The self important government bureaucrat from Karnataka; the fastidious
Brahmin official; the President’s Aide, a tall Major of the Indian army
with all his military pride; the Governor of Madhya Pradesh, also fighting
for self rule, the cultured Oxford educated Muslim foreign minister whose
grandfather was the President of India.
A
kaleidoscope of Indian life boarded that jet. A country of 14 states and
official languages and hundreds of dialects, where people can look
Chinese, Persian, white, black and simply “Indian.” They are all
Indians. Many expatriate Indians come from different provinces of India
and have to speak English to communicate because they often don’t speak
each other’s languages. A population of diverse religious and social
practices where prodigious wealth, slums and nuclear power co-exist. This
is President Shankar Deyal Sharma’s country. It is no wonder that the
Indian President’s message was one of unity in diversity, of acceptance,
of eternal vigilance against partisan politics and dogma.
Perhaps
because Trinidad and Tobago has been so much more successful than many
countries in preserving a peaceful plural society where differences amount
to squabbles rather than bloodshed, one comes to expect so much more of
it.
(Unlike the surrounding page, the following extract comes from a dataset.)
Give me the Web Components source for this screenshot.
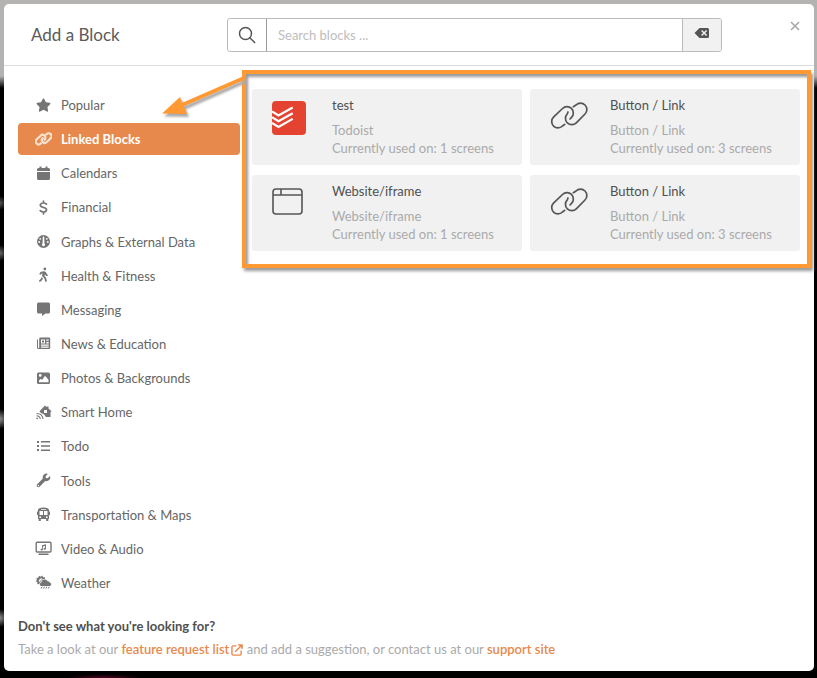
<!DOCTYPE html>
<html lang="en">
<head>
<meta charset="utf-8">
<meta name="viewport" content="width=device-width, initial-scale=1">
<title>Add a Block</title>
<style>
  * { box-sizing: border-box; }

  body {
    margin: 0;
    min-height: 100vh;
    display: flex;
    padding: 4px 3px 7px 4px;
    font: 13px/18px Lato, "Open Sans", sans-serif;
    color: #666;
    /* dimmed page behind the dialog */
    background:
      radial-gradient(ellipse 38px 4px at 104px 100%, #4a0820, transparent) no-repeat,
      radial-gradient(circle 7px at 0 203px, #555, transparent) no-repeat,
      radial-gradient(circle 8px at 0 253px, #666, transparent) no-repeat,
      radial-gradient(circle 10px at 0 419px, #888, transparent) no-repeat,
      radial-gradient(circle 9px at 0 618px, #888, transparent) no-repeat,
      linear-gradient(#b5b3b2 76px, #000 88px);
  }
</style>
</head>
<body>
<block-dialog>
  <span slot="title">Add a Block</span>
  <search-box slot="search" placeholder="Search blocks ..."></search-box>

  <category-item slot="nav" icon="star">Popular</category-item>
  <category-item slot="nav" icon="link" active>Linked Blocks</category-item>
  <category-item slot="nav" icon="calendar">Calendars</category-item>
  <category-item slot="nav" icon="dollar">Financial</category-item>
  <category-item slot="nav" icon="gauge">Graphs &amp; External Data</category-item>
  <category-item slot="nav" icon="walking">Health &amp; Fitness</category-item>
  <category-item slot="nav" icon="message">Messaging</category-item>
  <category-item slot="nav" icon="news">News &amp; Education</category-item>
  <category-item slot="nav" icon="image">Photos &amp; Backgrounds</category-item>
  <category-item slot="nav" icon="home">Smart Home</category-item>
  <category-item slot="nav" icon="list">Todo</category-item>
  <category-item slot="nav" icon="wrench">Tools</category-item>
  <category-item slot="nav" icon="bus">Transportation &amp; Maps</category-item>
  <category-item slot="nav" icon="screen">Video &amp; Audio</category-item>
  <category-item slot="nav" icon="weather">Weather</category-item>

  <block-card icon="todoist" type="Todoist" used="1">test</block-card>
  <block-card icon="chain" type="Button / Link" used="3">Button / Link</block-card>
  <block-card icon="window" type="Website/iframe" used="1">Website/iframe</block-card>
  <block-card icon="chain" type="Button / Link" used="3">Button / Link</block-card>

  <dialog-help slot="help">Don't see what you're looking for?</dialog-help>
</block-dialog>

<script>
// Both link icons share one pair of interlocked rings
const RINGS = `
  <path d="M14.7 23.3L12.5 25A6.3 6.3 0 0 1 3.5 16.1L12.5 7.5A6.3 6.3 0 0 1 21.5 16.4L20 18"/>
  <path d="M23.3 5.7L26 4A6.3 6.3 0 0 1 35 13L26.3 21.8A6.3 6.3 0 0 1 17.3 12.9L18 11"/>`;

// name: [width, height, viewBox, markup]
const ICONS = {
  star: [17, 17, '-40 -55 656 656', '<path d="M259.3 17.8L194 150.2 47.9 171.5c-26.2 3.8-36.7 36.1-17.7 54.6l105.7 103-25 145.5c-4.5 26.3 23.2 46 46.4 33.7L288 439.6l130.7 68.7c23.2 12.2 50.9-7.4 46.4-33.7l-25-145.5 105.7-103c19-18.5 8.5-50.8-17.7-54.6L382 150.2 316.7 17.8c-11.7-23.6-45.6-23.9-57.4 0z"/>'],
  link: [17, 17, '0 -3 38 38', `<g fill="none" stroke="currentColor" stroke-width="4.8">${RINGS}</g>`],
  calendar: [17, 17, '0 0 17 17', '<path d="M2 6V4.5Q2 3 3.500 3H4.500V1.500h2V3h4V1.500h2V3h1Q15 3 15 4.500V6zM2 7h13v6.500q0 1.500-1.500 1.500h-10Q2 15 2 13.500z"/>'],
  dollar: [17, 17, '0 0 17 17', '<path fill="none" stroke="currentColor" stroke-width="1.700" stroke-linecap="round" d="M11.500 5.200C10.500 4.400 9.500 4 8.400 4 5 4 4.400 7 6.800 7.900l3.200 1.100c2.500 1 1.800 4-1.500 4-1.300 0-2.500-.5-3.300-1.300M8.500 2.200V4M8.500 13v2"/>'],
  gauge: [17, 17, '0 0 17 17', '<path d="M8.500 2a6.500 6.500 0 1 0 0 13 6.500 6.500 0 0 0 0-13z"/><g fill="#fff"><path d="M7.800 3.500h1.400l.3 7a1.500 1.500 0 1 1-2 0z"/><circle cx="5.200" cy="5.800" r=".9"/><circle cx="11.800" cy="5.800" r=".9"/><circle cx="4.200" cy="9" r=".9"/><circle cx="12.800" cy="9" r=".9"/></g>'],
  walking: [17, 17, '-144 -20 608 608', '<path d="M208 96c26.500 0 48-21.500 48-48S234.500 0 208 0s-48 21.500-48 48 21.500 48 48 48zm94.500 149.100l-23.300-11.800-9.700-29.400c-14.700-44.600-55.700-75.800-102.200-75.900-36-.1-55.900 10.100-93.300 25.200-21.600 8.700-39.300 25.200-49.700 46.200L17.600 213c-7.800 15.800-1.500 35 14.200 42.900 15.600 7.900 34.600 1.500 42.500-14.300L81 228c3.500-7 9.300-12.500 16.500-15.400l26.800-10.800-15.200 60.700c-5.200 20.800.4 42.900 14.900 58.800l59.900 65.400c7.200 7.900 12.300 17.400 14.900 27.700l18.300 73.300c4.300 17.100 21.700 27.600 38.800 23.300 17.100-4.300 27.600-21.700 23.300-38.800l-22.200-89c-2.600-10.300-7.700-19.900-14.900-27.700l-45.500-49.700 17.200-68.700 5.500 16.500c5.300 16.100 16.700 29.400 31.700 37l23.300 11.800c15.600 7.900 34.600 1.500 42.500-14.300 7.700-15.700 1.400-35.100-14.300-43zM73.600 385.800c-3.200 8.100-8 15.400-14.200 21.500l-50 50.100c-12.500 12.500-12.500 32.800 0 45.300s32.700 12.500 45.200 0l59.400-59.400c6.100-6.100 10.900-13.400 14.200-21.500l13.500-33.800c-55.300-60.300-38.700-41.800-47.400-53.700z"/>'],
  message: [17, 17, '0 0 17 17', '<path d="M3.500 1.500h10Q15 1.500 15 3v8q0 1.500-1.500 1.500H10.500l-3.500 2.500v-2.500H3.500Q2 12.500 2 11V3q0-1.500 1.500-1.500z"/>'],
  news: [17, 17, '0 0 17 17', '<path fill-rule="evenodd" d="M5.500 2.500H14q1.200 0 1.200 1.200v9.100Q15.200 14 14 14H3.500Q2 14 2 12.500V4.500h1v8q0 .6.600.600.600 0 .600-.6V3.700Q4.200 2.500 5.500 2.500zM6 4.500v4h4v-4zm5.300 0v1.200h2.400V4.500zm0 2.600v1.300h2.400V7.100zM6 9.600v1.100h7.700V9.600zm0 2v1.100h7.700v-1.100z"/><path d="M7 5.500h2v2H7z"/>'],
  image: [17, 17, '0 0 17 17', '<path fill-rule="evenodd" d="M3.500 2.500h10Q15 2.500 15 4v8.500q0 1.500-1.500 1.500h-10Q2 14 2 12.500V4q0-1.500 1.500-1.500zm1.700 1.500a1.400 1.400 0 1 0 0 2.800 1.400 1.400 0 0 0 0-2.800zM4 12.200h9.500V9.700L10 5.800 7 10 5.700 8.800 4 10.500z"/>'],
  home: [17, 17, '0 0 17 17', '<path fill-rule="evenodd" d="M10 1.500l2 1.700V2.500h1.500v2L16.500 7.300l-1 1V13h-4.700Q9.500 9.500 5.500 9V8.300l-1-1zM9 6v3h3V6z"/><path fill="none" stroke="currentColor" stroke-width="1.100" d="M1.500 9.500q6 0 6.500 5.500M1.500 11.700q3.300 0 3.800 3.300"/><circle cx="2.200" cy="14.300" r=".9"/>'],
  list: [17, 17, '0 0 17 17', '<path d="M2 3h2v2H2zM2 7h2v2H2zM2 11h2v2H2zM6 3h9v1.600H6zM6 7.200h9v1.600H6zM6 11.400h9V13H6z"/>'],
  wrench: [17, 17, '-64 -60 640 640', '<path d="M507.730 109.100c-2.240-9.030-13.540-12.090-20.120-5.510l-74.360 74.360-67.880-11.310-11.310-67.880 74.360-74.360c6.620-6.620 3.430-17.900-5.660-20.160-47.380-11.740-99.550.91-136.580 37.930-39.640 39.640-50.550 97.100-34.050 147.200L18.740 402.760c-24.990 24.990-24.990 65.510 0 90.500 24.990 24.990 65.510 24.990 90.500 0l213.210-213.210c50.120 16.710 107.470 5.680 147.370-34.220 37.070-37.070 49.700-89.320 37.910-136.730zM64 472c-13.250 0-24-10.750-24-24 0-13.260 10.750-24 24-24s24 10.740 24 24c0 13.250-10.750 24-24 24z"/>'],
  bus: [17, 17, '0 0 17 17', '<path fill-rule="evenodd" d="M8.500 1.500C12 1.500 14 2.500 14 4v1.500h1V9h-1v4h-.7v2h-2.100v-2H5.800v2H3.700v-2H3V9H2V5.500h1V4c0-1.500 2-2.500 5.500-2.500zM6 3v.8h5V3zM4.500 5v4H8V5zM9 5v4h3.500V5zM5.200 10.300a.9.900 0 1 0 0 1.800.9.900 0 0 0 0-1.800zm6.600 0a.9.900 0 1 0 0 1.800.9.900 0 0 0 0-1.800z"/>'],
  screen: [17, 17, '0 0 17 17', '<rect x="1.200" y="2.200" width="14.800" height="9.800" rx="1" fill="none" stroke="currentColor" stroke-width="1.400"/><path d="M3.500 13.500h10V15h-10zM7 5.300l4-1v4.400a1.200.9 0 1 1-.9-.8V6l-2.200.6v2.900A1.200.9 0 1 1 7 8.700z"/>'],
  weather: [17, 17, '0 0 17 17', '<path d="M4 1.800l1.700 1L7.300 1.500l.8 1.800 2-.1-.3 1.700C7.300 4.800 6 6 5.800 8 5 8.400 4.400 9 4.300 10l-2 .2.100-2L.8 7.200l1.200-1.500-.7-1.800 2-.2z"/><path fill="#fff" d="M6.800 4.200q-2.800.2-3 3.200l1.400.3Q5.500 5.500 7.300 5z"/><path d="M9.500 5.500c1.500 0 2.500.6 3.100 1.700 1.400-.2 2.200.6 2.200 1.600 2.200.5 1.800 3.200-.2 3.200H7c-2.700 0-3-3.300-.5-3.600C6.400 6.500 7.700 5.500 9.500 5.500z"/><path stroke="currentColor" d="M7 12.700l-.8 1.800M9.400 12.700l-.8 1.800M11.800 12.700l-.8 1.800M14.200 12.700l-.8 1.800"/>'],
  search: [18, 18, '0 0 18 18', '<g fill="none" stroke="currentColor" stroke-width="1.500" stroke-linecap="round"><circle cx="7.500" cy="7.500" r="6"/><path d="M12 12l4.700 4.500"/></g>'],
  backspace: [16, 12, '0 0 16 12', '<path fill-rule="evenodd" d="M5.500 1h8Q15 1 15 2.500v7q0 1.500-1.500 1.500h-8L.5 6zm1.600 3l2 2-2 2 1 1 2-2 2 2 1-1-2-2 2-2-1-1-2 2-2-2z"/>'],
  close: [12, 12, '0 0 12 12', '<path fill="none" stroke="currentColor" stroke-width="1.700" d="M2 2l8 8M10 2l-8 8"/>'],
  external: [12, 12, '0 0 13 13', '<g fill="none" stroke="currentColor" stroke-width="1.500"><path d="M6 2H2.500Q1 2 1 3.500v7Q1 12 2.500 12h7q1.500 0 1.500-1.500V7M4.500 8.500L11 2"/><path d="M7.500 1H12v4.500"/></g><path d="M8.500 1H12v3.500z"/>'],
  todoist: [34, 34, '0 0 34 34', '<rect width="34" height="34" rx="4" fill="#e44332"/><path fill="none" stroke="#fff" stroke-width="2.200" d="M0 10.500l6.500 4 14.200-8M0 16.200l6.500 4 14.200-8M0 21.900l6.500 4 14.200-8"/>'],
  chain: [38, 34, '0 0 38 34', `<g fill="none" stroke="currentColor" stroke-width="1.700" stroke-linecap="round">${RINGS}</g>`],
  window: [32, 34, '0 0 32 34', '<g fill="none" stroke="currentColor" stroke-width="1.600"><rect x="1" y="2" width="29" height="25" rx="3"/><path d="M1 8h29M9 2v6"/></g>']
};

function icon(name) {
  const [w, h, box, body] = ICONS[name];
  return `<svg width="${w}" height="${h}" viewBox="${box}" fill="currentColor" aria-hidden="true">${body}</svg>`;
}

class SearchBox extends HTMLElement {
  connectedCallback() {
    this.attachShadow({ mode: 'open' }).innerHTML = `
      <style>
        :host { display: block; }

        .group {
          box-sizing: border-box;
          display: flex;
          height: 34px;
          border: 1px solid #bbb;
          border-radius: 3px;
          overflow: hidden;
        }

        label, button {
          box-sizing: border-box;
          flex: none;
          width: 39px;
          display: flex;
          align-items: center;
          justify-content: center;
          color: #555;
        }

        label { border-right: 1px solid #999; }

        button {
          border: 0;
          border-left: 1px solid #bbb;
          padding: 0 0 3px;
          background: #f1f1f1;
          cursor: pointer;
        }

        input {
          flex: 1;
          min-width: 0;
          border: 0;
          outline: 0;
          padding: 0 11px;
          font: inherit;
          color: #555;
          background: #fff;
        }

        input::placeholder { color: #bdbdbd; }
      </style>
      <div class="group">
        <label for="query" aria-label="Search">${icon('search')}</label>
        <input id="query" type="text" placeholder="${this.getAttribute('placeholder')}">
        <button type="button" aria-label="Clear search">${icon('backspace')}</button>
      </div>
    `;

    const input = this.shadowRoot.querySelector('input');
    this.shadowRoot.querySelector('button').addEventListener('click', () => {
      input.value = '';
      input.focus();
    });
  }
}

class CategoryItem extends HTMLElement {
  connectedCallback() {
    this.attachShadow({ mode: 'open' }).innerHTML = `
      <style>
        :host { display: block; }

        button {
          width: 100%;
          height: 32px;
          display: flex;
          align-items: center;
          gap: 9px;
          padding: 0 17px;
          border: 0;
          border-radius: 4px;
          background: none;
          color: #666;
          font: inherit;
          text-align: left;
          white-space: nowrap;
          cursor: pointer;
        }

        svg { flex: none; color: #757575; }

        :host([active]) button {
          background: #e7894c;
          color: #fff;
          font-weight: bold;
        }

        :host([active]) svg { color: #fbe3d3; }
      </style>
      <button type="button">${icon(this.getAttribute('icon'))}<slot></slot></button>
    `;
  }
}

class BlockCard extends HTMLElement {
  connectedCallback() {
    this.attachShadow({ mode: 'open' }).innerHTML = `
      <style>
        :host {
          display: flex;
          padding: 7px 12px 8px 20px;
          border-radius: 3px;
          background: #f1f1f1;
          cursor: pointer;
          box-sizing: border-box;
        }

        .icon {
          flex: none;
          width: 60px;
          padding-top: 5px;
          color: #555;
        }

        svg { display: block; }
        h3, p { margin: 0; font: inherit; }
        h3 { margin-bottom: 7px; color: #505050; }
        p { color: #aaa; }
      </style>
      <div class="icon">${icon(this.getAttribute('icon'))}</div>
      <div>
        <h3><slot></slot></h3>
        <p>${this.getAttribute('type')}</p>
        <p>Currently used on: ${this.getAttribute('used')} screens</p>
      </div>
    `;
  }
}

class DialogHelp extends HTMLElement {
  connectedCallback() {
    this.attachShadow({ mode: 'open' }).innerHTML = `
      <style>
        :host { display: block; }
        h2, p { margin: 0; font-size: 13px; line-height: 18px; }
        h2 { margin-bottom: 5px; color: #505050; }
        p { color: #aaa; }
        a { color: #e7894c; font-weight: 600; text-decoration: none; }
        svg { margin-left: 2px; vertical-align: -2px; }
      </style>
      <h2><slot></slot></h2>
      <p>Take a look at our <a href="#features">feature request list${icon('external')}</a> and add a suggestion, or contact us at our <a href="#support">support site</a></p>
    `;
  }
}

class BlockDialog extends HTMLElement {
  connectedCallback() {
    this.attachShadow({ mode: 'open' }).innerHTML = `
      <style>
        :host {
          flex: 1;
          min-width: 0;
          display: flex;
          flex-direction: column;
          border-radius: 5px;
          background: #fff;
        }

        header {
          box-sizing: border-box;
          display: grid;
          grid-template-columns: 196px minmax(0, 495px) 1fr;
          align-items: center;
          height: 62px;
          padding: 0 13px 0 27px;
          border-bottom: 1px solid #ddd;
        }

        h1 {
          margin: 0;
          font-size: 17px;
          line-height: 24px;
          font-weight: normal;
          color: #5a5a5a;
        }

        .close {
          align-self: start;
          justify-self: end;
          display: flex;
          margin-top: 16px;
          padding: 0;
          border: 0;
          background: none;
          color: #aaa;
          cursor: pointer;
        }

        .body {
          flex: 1;
          display: grid;
          grid-template-columns: 222px minmax(0, 1fr);
          gap: 2px;
          padding: 4px 3px 0 14px;
        }

        nav {
          display: flex;
          flex-direction: column;
          justify-content: space-between;
          padding-top: 19px;
        }

        /* highlighted results frame */
        section {
          position: relative;
          align-self: start;
          display: grid;
          grid-template-columns: repeat(2, minmax(0, 1fr));
          gap: 10px 8px;
          padding: 15px 7px 13px 6px;
          border: 4px solid #ff9933;
          box-shadow: 2px 3px 3px #999, inset 2px 3px 3px #999;
        }

        .arrow {
          position: absolute;
          right: 100%;
          top: -4px;
          overflow: visible;
          filter: drop-shadow(2px 3px 1px #aaa);
          pointer-events: none;
        }

        footer { padding: 18px 14px 13px; }
      </style>
      <header>
        <h1><slot name="title"></slot></h1>
        <slot name="search"></slot>
        <button class="close" type="button" aria-label="Close">${icon('close')}</button>
      </header>
      <div class="body">
        <nav><slot name="nav"></slot></nav>
        <section>
          <slot></slot>
          <svg class="arrow" width="84" height="48" viewBox="0 0 84 48" aria-hidden="true">
            <path d="M82 8L20 35" stroke="#ff9933" stroke-width="4"/>
            <path d="M0 43.500L18 27l7 17z" fill="#ff9933"/>
          </svg>
        </section>
      </div>
      <footer><slot name="help"></slot></footer>
    `;
  }
}

customElements.define('search-box', SearchBox);
customElements.define('category-item', CategoryItem);
customElements.define('block-card', BlockCard);
customElements.define('dialog-help', DialogHelp);
customElements.define('block-dialog', BlockDialog);
</script>
</body>
</html>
Perhaps there is no need to sound a warning against being communal and
partisan. Except to say that everytime a community leader or politician
panders to the narrow biases of a community, he or she is splintering the
country.
Carnival and Carifesta, Christmas, Divali and
Hosay, chutney music, cricket and cynical brilliant writers like VS
Naipaul, gentler ones like CLR James, our dogged tolerance in a world that
is daily being shattered by ethnic violence: this is the stuff of which
Arrival is made. I wish I had another chance to be interviewed by the
Delhi journalist. I have a few soundbites for him.